In the early case of Foorman v. Wallace, 75 Cal. 552 [17 P. 680], it was determined that a judgment creditor who purchased at his own execution sale, and who first recorded the sheriff's certificate of sale, was protected by these provisions and that his rights were therefore superior to those of the holder of an unrecorded deed. Neither by his pleadings nor by any offer of proof did appellant suggest the existence of any matters that would have defeated the operation and effect of this established rule.
It is, of course, to be remembered that we are not here faced with a situation in which it is contended that a levy of execution was mistakenly made upon property in which the judgment debtor had no interest. For the purposes of this proceeding, it was conceded that Corbett had full legal title and right to possession of the property except insofar as this right and title may have been diminished by the deeds executed in favor of appellant.

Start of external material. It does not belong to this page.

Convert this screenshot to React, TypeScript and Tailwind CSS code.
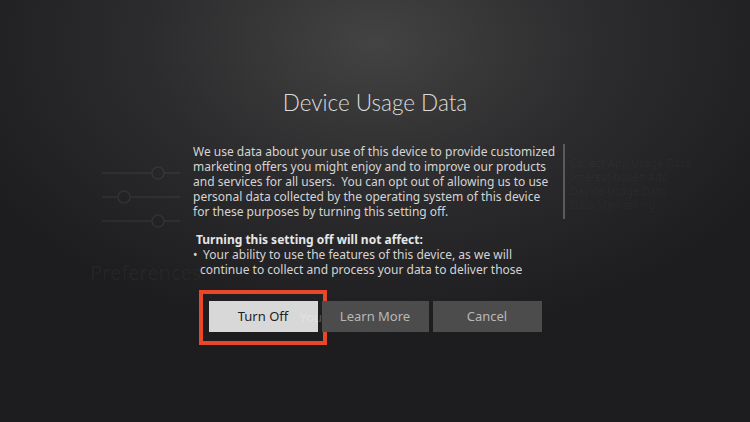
import React from "react";

export default function App() {
  return (
    <div className="relative w-[750px] h-[422px] overflow-hidden bg-[#1d1c1f] bg-[radial-gradient(ellipse_60%_70%_at_50%_10%,#434343_0%,#2c2b2d_50%,#1d1c1f_100%)] font-['Noto_Sans',sans-serif]">
      {/* faint background content behind the dialog */}
      <div className="absolute left-[96px] top-[166px] w-[84px] h-[62px] opacity-[0.06]">
        <svg width="84" height="62" viewBox="0 0 84 62" fill="none" stroke="#ffffff" strokeWidth="1.5">
          <line x1="6" y1="7" x2="84" y2="7" />
          <circle cx="62" cy="7" r="6" fill="#1d1c1f" />
          <line x1="6" y1="31" x2="84" y2="31" />
          <circle cx="28" cy="31" r="6" fill="#1d1c1f" />
          <line x1="6" y1="55" x2="84" y2="55" />
          <circle cx="62" cy="55" r="6" fill="#1d1c1f" />
        </svg>
      </div>
      <div className="absolute left-[90px] top-[258px] text-[20px] text-white/[0.04] whitespace-nowrap">Preferences</div>
      <div className="absolute left-[570px] top-[156px] text-[11px] leading-[14px] text-white/[0.04] whitespace-nowrap">
        <div>Collect App Usage Data</div>
        <div>Interest-based Ads</div>
        <div>Device Usage Data</div>
        <div>Data Monitoring</div>
      </div>

      <div className="relative flex flex-col items-center pt-[88px]">
        <h1 className="text-[22.5px] leading-[30px] font-light text-[#dcdcdc] font-['Lato',sans-serif]">
          Device Usage Data
        </h1>

        <div className="mt-[26px] ml-[8px] flex w-[372px]">
          <div className="flex-1 text-[12px] text-[#d4d4d4] whitespace-nowrap">
            <p className="leading-[15px]">
              We use data about your use of this device to provide customized
              <br />
              marketing offers you might enjoy and to improve our products
              <br />
              and services for all users.&nbsp; You can opt out of allowing us to use
              <br />
              personal data collected by the operating system of this device
              <br />
              for these purposes by turning this setting off.
            </p>
            <p className="mt-[13px] pl-[3px] leading-[15px] font-bold text-[#e6e6e6]">
              Turning this setting off will not affect:
            </p>
            <div className="flex leading-[15px]">
              <span className="w-[7px]">•</span>
              <span>
                &nbsp;Your ability to use the features of this device, as we will
                <br />
                continue to collect and process your data to deliver those
              </span>
            </div>
          </div>
          <div className="mt-[0px] w-[2px] h-[75px] bg-[#5a5a5a]" />
        </div>

        <div className="relative mt-[24px] flex gap-[4px]">
          <div className="absolute left-[-10px] top-[-11px] w-[128px] h-[55px] border-[4px] border-[#e8472a]" />
          <button className="relative w-[109px] h-[31px] bg-[#d8d8d8] text-[13px] text-[#1f1f1f]">
            Turn Off
          </button>
          <span className="absolute left-[91px] top-[7px] text-[13px] text-white/25">You</span>
          <button className="relative z-10 w-[107px] h-[31px] bg-[#4c4c4c] text-[13px] text-[#b8b8b8]">
            Learn More
          </button>
          <button className="w-[109px] h-[31px] bg-[#4c4c4c] text-[13px] text-[#b8b8b8]">
            Cancel
          </button>
        </div>
      </div>
    </div>
  );
}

As indicated, there is nothing in the existence of these deeds to show that appellant had not perfected his title sufficiently to permit him to bring and successfully maintain this possessory action.
Any claims of title that appellant may have may be determined in the quiet title action now pending.  Further, if appellant had been possessed of any valid equitable rights under these deeds, which would have made it inequitable for respondent to proceed with this unlawful detainer action, he could have sought, and doubtless could have obtained, an injunction to prevent such action in the quiet title suit that has been pending since September 8, 1960. As stated in Dennis v. Overholtzer, 149 Cal. App. 2d 101, 105 [307 P.2d 1012] (hearing denied), in which such an injunction was granted, "... there is nothing sacrosanct about the summary proceeding in unlawful detainer which removes it from the control of equity in a proper case."
The judgment is affirmed.
Fox, P. J., and Ashburn, J., concurred.